- **Problem to work on**
Wherever a line holds the word "components", copy that line out.

- **Information shown**
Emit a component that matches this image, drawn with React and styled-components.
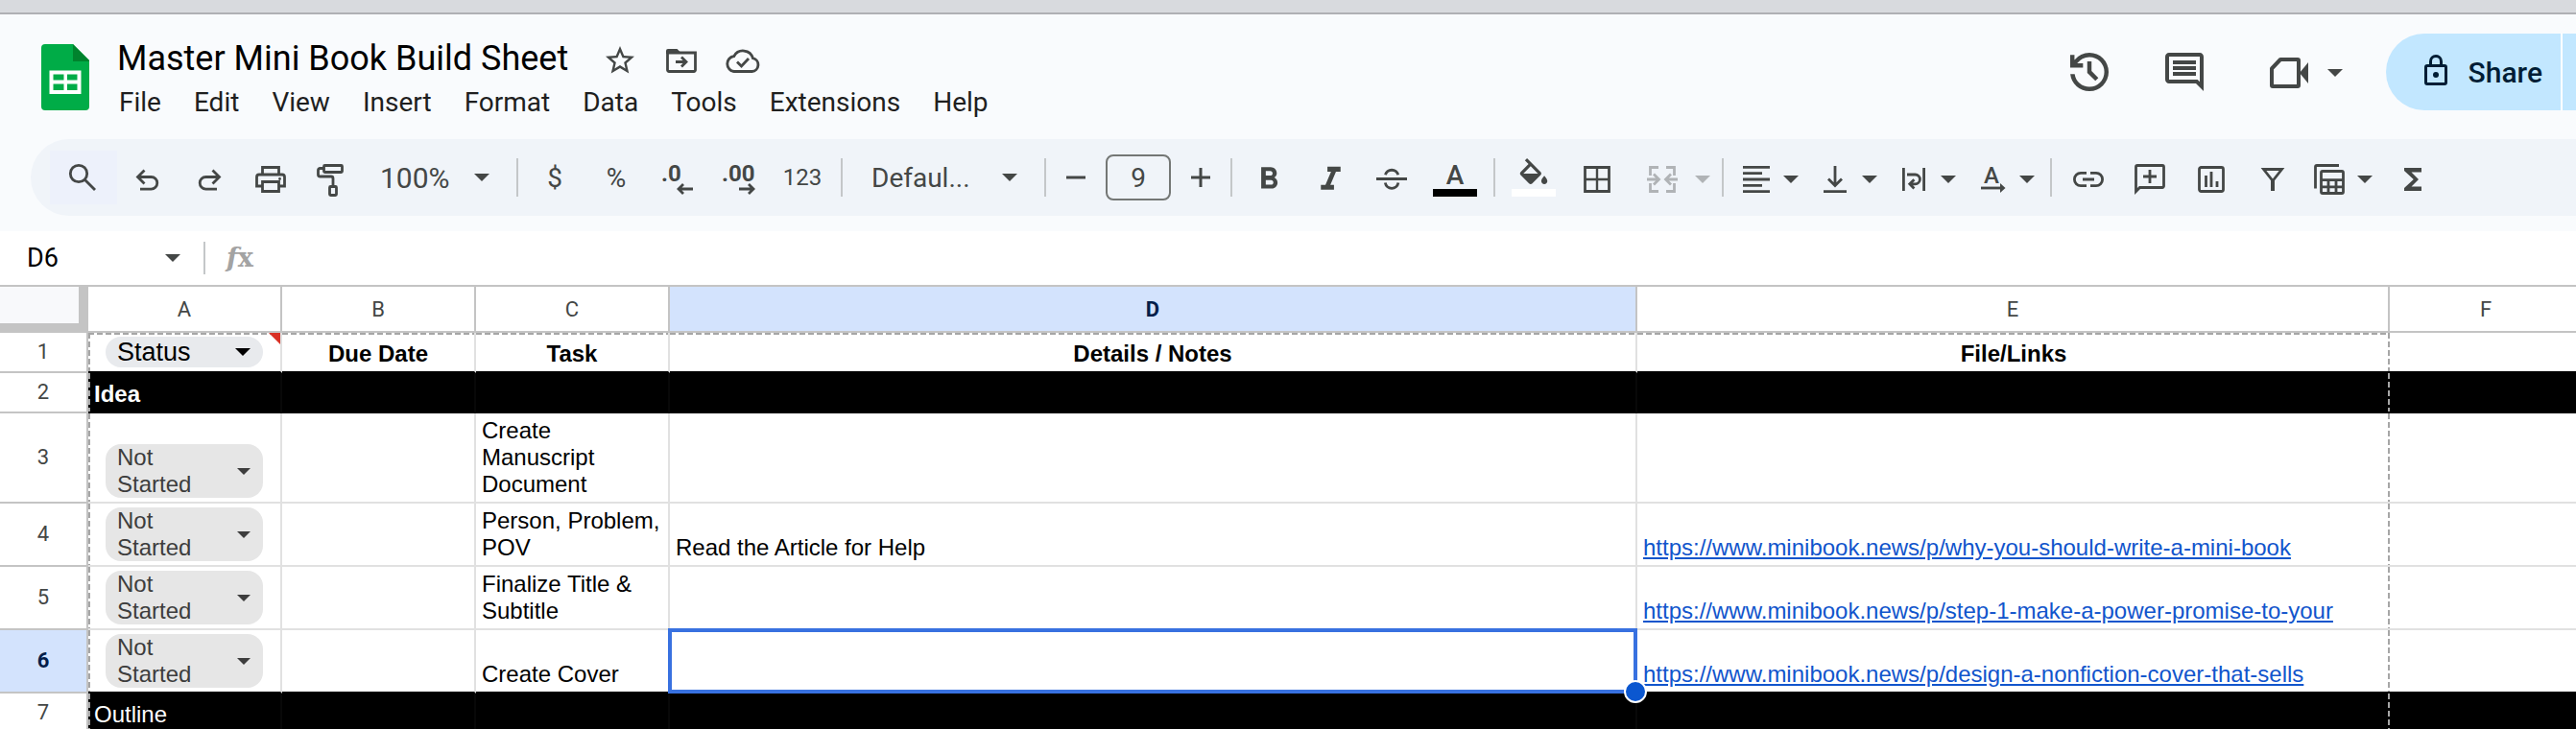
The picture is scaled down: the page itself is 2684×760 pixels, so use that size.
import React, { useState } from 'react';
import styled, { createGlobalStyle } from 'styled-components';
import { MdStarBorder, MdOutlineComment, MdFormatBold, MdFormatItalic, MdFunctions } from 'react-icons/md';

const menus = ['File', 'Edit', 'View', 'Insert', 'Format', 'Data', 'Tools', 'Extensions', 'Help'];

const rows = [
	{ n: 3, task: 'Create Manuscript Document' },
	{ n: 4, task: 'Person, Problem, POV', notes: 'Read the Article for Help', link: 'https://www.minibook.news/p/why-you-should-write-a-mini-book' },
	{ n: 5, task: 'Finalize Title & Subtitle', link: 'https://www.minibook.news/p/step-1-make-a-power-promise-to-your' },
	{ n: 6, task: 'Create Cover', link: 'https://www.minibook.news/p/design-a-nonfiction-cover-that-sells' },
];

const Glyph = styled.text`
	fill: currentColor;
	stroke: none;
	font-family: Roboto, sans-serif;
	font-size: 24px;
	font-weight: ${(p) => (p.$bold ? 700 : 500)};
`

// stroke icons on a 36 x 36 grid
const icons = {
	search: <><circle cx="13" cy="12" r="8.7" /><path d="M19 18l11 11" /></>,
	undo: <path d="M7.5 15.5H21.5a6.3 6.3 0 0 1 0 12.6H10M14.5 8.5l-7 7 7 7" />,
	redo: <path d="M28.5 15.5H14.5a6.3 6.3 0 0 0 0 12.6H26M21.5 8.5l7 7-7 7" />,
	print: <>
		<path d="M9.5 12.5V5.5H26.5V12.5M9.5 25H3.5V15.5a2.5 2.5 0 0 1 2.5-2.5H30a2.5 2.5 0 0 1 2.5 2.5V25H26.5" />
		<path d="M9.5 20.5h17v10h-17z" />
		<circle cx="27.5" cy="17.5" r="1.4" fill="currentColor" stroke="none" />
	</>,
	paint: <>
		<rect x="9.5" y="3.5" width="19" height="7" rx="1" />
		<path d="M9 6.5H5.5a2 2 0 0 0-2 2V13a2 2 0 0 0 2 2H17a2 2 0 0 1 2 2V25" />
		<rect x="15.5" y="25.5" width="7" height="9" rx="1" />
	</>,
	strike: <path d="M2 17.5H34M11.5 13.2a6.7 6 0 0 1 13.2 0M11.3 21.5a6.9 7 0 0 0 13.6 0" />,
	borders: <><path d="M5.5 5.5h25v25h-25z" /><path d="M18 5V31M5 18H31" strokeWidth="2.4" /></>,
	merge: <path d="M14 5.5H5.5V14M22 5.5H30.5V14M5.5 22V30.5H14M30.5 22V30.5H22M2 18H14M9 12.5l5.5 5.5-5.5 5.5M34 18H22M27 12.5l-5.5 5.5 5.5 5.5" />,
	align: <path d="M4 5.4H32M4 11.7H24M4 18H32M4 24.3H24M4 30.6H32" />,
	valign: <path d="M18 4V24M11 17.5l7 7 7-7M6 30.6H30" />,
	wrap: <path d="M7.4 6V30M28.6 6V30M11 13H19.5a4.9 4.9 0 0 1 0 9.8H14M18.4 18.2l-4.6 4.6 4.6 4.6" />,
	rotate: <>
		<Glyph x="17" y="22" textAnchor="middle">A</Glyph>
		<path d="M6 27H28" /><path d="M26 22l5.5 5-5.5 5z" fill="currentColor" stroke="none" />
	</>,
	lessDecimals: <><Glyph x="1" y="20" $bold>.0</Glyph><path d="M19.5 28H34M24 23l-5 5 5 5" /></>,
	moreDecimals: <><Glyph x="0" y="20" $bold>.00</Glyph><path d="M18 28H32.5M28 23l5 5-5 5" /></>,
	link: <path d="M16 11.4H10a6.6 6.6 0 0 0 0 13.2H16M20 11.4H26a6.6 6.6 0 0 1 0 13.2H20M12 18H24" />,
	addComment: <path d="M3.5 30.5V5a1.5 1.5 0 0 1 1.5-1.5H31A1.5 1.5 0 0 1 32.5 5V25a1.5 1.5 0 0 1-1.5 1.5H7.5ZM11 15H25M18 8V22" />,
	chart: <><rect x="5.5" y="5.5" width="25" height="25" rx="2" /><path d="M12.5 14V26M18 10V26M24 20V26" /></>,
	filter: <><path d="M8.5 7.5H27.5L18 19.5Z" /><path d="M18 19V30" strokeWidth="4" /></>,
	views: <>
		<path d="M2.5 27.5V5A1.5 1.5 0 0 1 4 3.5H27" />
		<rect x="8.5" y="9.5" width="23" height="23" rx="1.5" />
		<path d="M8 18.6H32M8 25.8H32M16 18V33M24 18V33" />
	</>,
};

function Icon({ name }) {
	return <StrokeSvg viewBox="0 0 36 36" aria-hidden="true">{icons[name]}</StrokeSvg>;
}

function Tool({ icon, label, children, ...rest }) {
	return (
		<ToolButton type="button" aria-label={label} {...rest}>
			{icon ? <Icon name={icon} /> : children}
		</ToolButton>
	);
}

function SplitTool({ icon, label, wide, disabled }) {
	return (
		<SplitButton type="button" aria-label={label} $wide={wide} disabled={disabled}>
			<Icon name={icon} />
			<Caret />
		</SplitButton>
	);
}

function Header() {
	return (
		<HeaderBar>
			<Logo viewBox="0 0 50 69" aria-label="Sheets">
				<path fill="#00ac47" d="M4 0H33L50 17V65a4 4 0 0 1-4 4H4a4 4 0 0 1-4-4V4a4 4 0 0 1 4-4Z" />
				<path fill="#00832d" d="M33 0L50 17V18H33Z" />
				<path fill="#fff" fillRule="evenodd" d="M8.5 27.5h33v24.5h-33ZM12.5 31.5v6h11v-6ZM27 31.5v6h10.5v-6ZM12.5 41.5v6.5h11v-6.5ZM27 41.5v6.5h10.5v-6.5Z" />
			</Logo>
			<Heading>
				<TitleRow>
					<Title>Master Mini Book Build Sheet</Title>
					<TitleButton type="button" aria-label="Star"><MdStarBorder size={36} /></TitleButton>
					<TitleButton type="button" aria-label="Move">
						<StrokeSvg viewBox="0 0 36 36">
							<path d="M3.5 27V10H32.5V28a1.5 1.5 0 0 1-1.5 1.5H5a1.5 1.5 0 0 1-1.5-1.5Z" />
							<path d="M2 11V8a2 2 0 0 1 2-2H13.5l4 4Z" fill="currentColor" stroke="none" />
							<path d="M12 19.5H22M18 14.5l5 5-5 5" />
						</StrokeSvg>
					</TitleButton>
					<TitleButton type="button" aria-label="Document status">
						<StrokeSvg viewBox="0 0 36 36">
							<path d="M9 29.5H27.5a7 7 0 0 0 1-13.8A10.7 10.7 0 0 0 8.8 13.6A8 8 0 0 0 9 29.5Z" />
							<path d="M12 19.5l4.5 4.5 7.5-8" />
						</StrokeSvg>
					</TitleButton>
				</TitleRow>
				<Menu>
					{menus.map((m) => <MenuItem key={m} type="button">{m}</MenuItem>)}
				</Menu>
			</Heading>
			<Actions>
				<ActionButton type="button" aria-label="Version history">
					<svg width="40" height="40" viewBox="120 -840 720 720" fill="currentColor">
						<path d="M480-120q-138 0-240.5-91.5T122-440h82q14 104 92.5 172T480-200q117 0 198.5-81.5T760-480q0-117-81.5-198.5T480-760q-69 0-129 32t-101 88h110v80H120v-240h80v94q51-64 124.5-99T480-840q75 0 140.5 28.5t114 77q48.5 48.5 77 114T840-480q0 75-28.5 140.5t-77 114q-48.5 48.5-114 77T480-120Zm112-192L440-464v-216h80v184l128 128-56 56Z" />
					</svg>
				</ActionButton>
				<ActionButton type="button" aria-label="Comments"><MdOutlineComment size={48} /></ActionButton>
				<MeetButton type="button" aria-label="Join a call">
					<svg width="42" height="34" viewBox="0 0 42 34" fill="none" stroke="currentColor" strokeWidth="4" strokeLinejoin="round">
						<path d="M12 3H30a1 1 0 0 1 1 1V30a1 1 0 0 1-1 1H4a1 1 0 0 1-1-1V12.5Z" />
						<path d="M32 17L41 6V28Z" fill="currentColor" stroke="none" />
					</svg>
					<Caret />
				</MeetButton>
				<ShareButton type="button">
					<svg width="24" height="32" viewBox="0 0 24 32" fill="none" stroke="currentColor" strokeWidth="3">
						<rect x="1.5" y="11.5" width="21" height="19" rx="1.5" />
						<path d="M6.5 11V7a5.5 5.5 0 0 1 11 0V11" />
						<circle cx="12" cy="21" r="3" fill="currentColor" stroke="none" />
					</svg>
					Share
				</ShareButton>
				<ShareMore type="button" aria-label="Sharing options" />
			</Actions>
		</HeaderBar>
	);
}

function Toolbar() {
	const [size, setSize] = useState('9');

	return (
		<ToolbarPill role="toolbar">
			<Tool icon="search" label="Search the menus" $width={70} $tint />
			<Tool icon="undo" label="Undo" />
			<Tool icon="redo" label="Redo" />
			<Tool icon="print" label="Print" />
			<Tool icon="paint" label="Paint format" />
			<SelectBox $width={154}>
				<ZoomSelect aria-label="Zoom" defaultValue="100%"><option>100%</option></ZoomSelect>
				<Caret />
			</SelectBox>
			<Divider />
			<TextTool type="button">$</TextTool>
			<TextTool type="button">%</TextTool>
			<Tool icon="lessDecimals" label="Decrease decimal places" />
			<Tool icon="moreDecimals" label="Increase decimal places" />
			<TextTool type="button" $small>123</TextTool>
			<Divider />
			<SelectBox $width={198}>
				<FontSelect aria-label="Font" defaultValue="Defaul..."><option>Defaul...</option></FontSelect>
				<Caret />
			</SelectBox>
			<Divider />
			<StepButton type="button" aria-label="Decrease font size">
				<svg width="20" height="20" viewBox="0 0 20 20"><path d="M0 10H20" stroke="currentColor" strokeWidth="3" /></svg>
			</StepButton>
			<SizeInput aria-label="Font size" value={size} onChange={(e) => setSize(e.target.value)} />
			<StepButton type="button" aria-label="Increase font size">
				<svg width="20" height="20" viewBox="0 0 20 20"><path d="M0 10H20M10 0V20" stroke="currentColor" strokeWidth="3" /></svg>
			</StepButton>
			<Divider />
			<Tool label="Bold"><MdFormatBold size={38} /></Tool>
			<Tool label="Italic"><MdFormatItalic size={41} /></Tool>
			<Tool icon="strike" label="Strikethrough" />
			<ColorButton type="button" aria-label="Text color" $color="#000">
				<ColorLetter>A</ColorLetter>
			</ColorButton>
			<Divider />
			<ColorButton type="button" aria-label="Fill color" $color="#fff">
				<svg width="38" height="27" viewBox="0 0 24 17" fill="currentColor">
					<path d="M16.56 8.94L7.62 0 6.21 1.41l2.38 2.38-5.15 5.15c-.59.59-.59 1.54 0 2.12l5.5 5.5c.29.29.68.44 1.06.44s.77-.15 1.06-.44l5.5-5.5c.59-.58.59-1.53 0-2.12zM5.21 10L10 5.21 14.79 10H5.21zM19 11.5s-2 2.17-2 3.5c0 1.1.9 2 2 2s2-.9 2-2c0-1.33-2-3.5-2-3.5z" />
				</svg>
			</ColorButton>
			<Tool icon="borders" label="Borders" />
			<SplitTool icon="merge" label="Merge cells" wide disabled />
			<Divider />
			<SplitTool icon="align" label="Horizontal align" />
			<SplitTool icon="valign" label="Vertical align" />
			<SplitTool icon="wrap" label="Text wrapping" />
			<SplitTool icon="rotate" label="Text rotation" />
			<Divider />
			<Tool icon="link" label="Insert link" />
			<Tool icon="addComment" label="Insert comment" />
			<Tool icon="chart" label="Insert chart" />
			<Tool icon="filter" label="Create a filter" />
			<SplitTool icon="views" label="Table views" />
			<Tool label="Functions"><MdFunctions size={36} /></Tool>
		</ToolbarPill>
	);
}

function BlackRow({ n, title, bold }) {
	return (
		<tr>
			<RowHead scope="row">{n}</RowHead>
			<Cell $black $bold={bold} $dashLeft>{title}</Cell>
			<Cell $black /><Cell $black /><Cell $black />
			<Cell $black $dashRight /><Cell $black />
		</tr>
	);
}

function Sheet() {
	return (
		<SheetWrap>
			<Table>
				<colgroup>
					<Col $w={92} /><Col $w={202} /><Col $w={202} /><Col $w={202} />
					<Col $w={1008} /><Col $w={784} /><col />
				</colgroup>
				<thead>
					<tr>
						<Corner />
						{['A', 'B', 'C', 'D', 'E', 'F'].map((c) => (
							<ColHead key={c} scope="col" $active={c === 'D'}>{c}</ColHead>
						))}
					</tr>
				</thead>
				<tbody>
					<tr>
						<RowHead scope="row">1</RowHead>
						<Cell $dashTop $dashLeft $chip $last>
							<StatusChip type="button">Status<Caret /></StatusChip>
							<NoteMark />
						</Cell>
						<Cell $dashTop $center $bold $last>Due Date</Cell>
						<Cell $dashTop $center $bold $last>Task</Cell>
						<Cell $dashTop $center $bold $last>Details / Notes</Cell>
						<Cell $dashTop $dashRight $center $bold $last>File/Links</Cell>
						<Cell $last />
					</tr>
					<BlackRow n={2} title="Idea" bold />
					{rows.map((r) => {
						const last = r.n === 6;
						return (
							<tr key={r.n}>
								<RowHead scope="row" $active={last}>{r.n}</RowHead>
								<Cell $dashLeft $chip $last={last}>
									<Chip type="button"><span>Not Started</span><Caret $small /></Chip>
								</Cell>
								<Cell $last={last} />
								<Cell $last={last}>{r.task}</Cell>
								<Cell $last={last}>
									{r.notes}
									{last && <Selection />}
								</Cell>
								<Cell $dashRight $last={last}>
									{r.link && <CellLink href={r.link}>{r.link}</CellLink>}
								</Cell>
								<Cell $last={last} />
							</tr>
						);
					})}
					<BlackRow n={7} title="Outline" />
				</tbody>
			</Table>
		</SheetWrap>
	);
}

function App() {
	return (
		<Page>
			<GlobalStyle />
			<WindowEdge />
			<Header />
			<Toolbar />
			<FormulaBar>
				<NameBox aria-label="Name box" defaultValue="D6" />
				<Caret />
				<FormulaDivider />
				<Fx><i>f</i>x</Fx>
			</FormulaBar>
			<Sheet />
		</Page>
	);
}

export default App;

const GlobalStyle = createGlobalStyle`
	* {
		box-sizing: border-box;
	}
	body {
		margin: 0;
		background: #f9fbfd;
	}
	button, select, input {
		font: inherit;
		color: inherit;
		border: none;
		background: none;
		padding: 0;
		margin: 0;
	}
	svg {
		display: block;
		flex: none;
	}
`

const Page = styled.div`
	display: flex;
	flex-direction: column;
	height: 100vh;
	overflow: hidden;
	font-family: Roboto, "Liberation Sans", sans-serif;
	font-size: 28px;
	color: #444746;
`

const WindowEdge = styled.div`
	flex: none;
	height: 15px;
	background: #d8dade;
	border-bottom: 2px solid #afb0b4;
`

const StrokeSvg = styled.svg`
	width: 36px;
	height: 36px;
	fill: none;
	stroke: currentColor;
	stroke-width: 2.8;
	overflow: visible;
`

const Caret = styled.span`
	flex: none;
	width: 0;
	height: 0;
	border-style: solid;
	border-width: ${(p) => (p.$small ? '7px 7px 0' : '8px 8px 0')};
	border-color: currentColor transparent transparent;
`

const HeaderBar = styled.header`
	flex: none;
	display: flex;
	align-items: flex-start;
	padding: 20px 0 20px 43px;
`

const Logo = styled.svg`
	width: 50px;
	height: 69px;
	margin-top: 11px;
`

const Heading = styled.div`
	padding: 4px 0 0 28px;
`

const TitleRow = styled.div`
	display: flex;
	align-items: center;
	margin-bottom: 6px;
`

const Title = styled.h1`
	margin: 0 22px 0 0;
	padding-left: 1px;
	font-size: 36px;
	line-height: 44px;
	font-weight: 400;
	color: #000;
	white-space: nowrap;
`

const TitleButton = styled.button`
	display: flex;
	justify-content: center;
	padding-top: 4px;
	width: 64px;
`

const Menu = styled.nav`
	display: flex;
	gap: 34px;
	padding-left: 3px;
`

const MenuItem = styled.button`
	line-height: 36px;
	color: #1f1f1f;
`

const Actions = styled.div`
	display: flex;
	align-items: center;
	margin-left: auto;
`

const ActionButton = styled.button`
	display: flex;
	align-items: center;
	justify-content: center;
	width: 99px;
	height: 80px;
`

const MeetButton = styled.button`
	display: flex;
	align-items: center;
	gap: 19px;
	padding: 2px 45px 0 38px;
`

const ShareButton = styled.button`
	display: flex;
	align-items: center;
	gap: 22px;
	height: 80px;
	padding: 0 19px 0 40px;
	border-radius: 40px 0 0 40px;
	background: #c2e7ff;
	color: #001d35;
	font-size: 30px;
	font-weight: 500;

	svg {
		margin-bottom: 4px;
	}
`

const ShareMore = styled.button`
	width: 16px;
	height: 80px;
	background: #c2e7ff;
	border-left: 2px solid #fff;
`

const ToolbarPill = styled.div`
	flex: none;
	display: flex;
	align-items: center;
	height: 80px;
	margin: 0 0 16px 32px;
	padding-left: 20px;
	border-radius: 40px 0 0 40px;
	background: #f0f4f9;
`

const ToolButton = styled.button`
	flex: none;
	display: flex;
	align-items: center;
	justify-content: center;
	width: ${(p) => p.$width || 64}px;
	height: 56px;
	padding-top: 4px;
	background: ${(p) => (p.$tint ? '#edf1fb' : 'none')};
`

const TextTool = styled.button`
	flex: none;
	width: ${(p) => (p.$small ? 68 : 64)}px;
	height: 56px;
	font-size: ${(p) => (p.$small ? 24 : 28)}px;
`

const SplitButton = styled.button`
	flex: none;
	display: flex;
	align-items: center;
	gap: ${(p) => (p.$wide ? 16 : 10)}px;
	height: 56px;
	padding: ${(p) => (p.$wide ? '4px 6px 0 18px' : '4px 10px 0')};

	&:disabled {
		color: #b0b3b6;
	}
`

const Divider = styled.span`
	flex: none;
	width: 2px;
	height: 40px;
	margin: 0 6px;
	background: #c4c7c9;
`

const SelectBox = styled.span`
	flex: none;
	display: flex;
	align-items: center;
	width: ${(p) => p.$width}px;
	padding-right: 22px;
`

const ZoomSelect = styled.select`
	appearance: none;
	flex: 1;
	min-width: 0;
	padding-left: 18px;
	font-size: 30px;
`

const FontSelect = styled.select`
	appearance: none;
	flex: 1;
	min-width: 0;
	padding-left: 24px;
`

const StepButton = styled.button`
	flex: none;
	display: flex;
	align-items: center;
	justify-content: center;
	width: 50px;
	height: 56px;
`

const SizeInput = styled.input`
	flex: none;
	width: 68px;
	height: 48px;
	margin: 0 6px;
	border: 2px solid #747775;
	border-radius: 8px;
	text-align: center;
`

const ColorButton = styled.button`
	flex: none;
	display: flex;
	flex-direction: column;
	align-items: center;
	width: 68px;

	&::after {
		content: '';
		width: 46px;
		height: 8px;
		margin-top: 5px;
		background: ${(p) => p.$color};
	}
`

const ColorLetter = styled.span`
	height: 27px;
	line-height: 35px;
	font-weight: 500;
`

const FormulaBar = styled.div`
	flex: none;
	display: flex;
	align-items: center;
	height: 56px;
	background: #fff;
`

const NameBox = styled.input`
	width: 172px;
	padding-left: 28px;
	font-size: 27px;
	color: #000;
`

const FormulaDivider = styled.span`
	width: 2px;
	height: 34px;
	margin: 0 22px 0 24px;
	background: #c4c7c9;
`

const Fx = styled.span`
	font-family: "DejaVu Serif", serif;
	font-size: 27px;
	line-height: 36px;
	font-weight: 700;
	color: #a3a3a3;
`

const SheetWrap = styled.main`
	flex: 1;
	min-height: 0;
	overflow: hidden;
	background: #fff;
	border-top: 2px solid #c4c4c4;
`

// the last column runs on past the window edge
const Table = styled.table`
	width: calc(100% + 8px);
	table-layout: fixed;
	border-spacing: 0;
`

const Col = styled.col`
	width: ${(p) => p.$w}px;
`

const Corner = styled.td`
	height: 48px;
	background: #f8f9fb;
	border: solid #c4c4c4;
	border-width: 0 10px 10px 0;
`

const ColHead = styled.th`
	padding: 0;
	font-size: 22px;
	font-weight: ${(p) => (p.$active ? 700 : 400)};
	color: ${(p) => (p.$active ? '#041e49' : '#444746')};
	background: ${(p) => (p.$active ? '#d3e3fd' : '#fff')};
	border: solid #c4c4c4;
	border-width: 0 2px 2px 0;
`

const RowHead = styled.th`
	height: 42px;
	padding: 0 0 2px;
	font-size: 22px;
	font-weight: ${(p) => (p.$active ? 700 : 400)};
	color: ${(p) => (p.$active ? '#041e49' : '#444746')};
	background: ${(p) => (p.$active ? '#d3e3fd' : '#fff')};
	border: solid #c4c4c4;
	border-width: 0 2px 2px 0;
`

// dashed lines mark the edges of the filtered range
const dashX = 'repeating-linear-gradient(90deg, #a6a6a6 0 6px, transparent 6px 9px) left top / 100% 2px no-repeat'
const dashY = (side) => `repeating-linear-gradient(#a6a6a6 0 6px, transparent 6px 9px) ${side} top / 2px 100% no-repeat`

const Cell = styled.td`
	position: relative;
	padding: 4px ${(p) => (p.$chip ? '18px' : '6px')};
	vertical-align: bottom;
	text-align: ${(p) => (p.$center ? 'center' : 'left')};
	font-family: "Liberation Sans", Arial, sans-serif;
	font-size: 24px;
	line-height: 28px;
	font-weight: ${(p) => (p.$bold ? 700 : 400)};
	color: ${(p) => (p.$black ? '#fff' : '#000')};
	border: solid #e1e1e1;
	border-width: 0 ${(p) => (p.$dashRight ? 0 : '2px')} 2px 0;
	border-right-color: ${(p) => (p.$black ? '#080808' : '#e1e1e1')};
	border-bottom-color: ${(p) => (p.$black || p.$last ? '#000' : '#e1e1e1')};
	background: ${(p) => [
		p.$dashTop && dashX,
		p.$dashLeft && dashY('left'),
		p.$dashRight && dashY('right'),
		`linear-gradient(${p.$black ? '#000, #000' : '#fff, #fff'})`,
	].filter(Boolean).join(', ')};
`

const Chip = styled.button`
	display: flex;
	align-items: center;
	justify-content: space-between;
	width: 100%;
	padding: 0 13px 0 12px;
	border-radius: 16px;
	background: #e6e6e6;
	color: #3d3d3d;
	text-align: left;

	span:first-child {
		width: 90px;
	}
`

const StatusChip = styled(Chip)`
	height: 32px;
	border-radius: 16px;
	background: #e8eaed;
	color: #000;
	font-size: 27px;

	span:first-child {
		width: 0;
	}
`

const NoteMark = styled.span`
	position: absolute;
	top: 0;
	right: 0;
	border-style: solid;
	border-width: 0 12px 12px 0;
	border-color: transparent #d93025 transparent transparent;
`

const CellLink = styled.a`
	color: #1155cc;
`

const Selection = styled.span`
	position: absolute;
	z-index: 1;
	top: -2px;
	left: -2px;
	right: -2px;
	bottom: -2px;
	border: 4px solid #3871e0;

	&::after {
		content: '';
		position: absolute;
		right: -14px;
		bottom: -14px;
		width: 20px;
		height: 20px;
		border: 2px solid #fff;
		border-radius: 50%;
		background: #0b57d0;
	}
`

- **The reply**
Emit a component that matches this image, drawn with React and styled-components.
import styled, { createGlobalStyle } from 'styled-components';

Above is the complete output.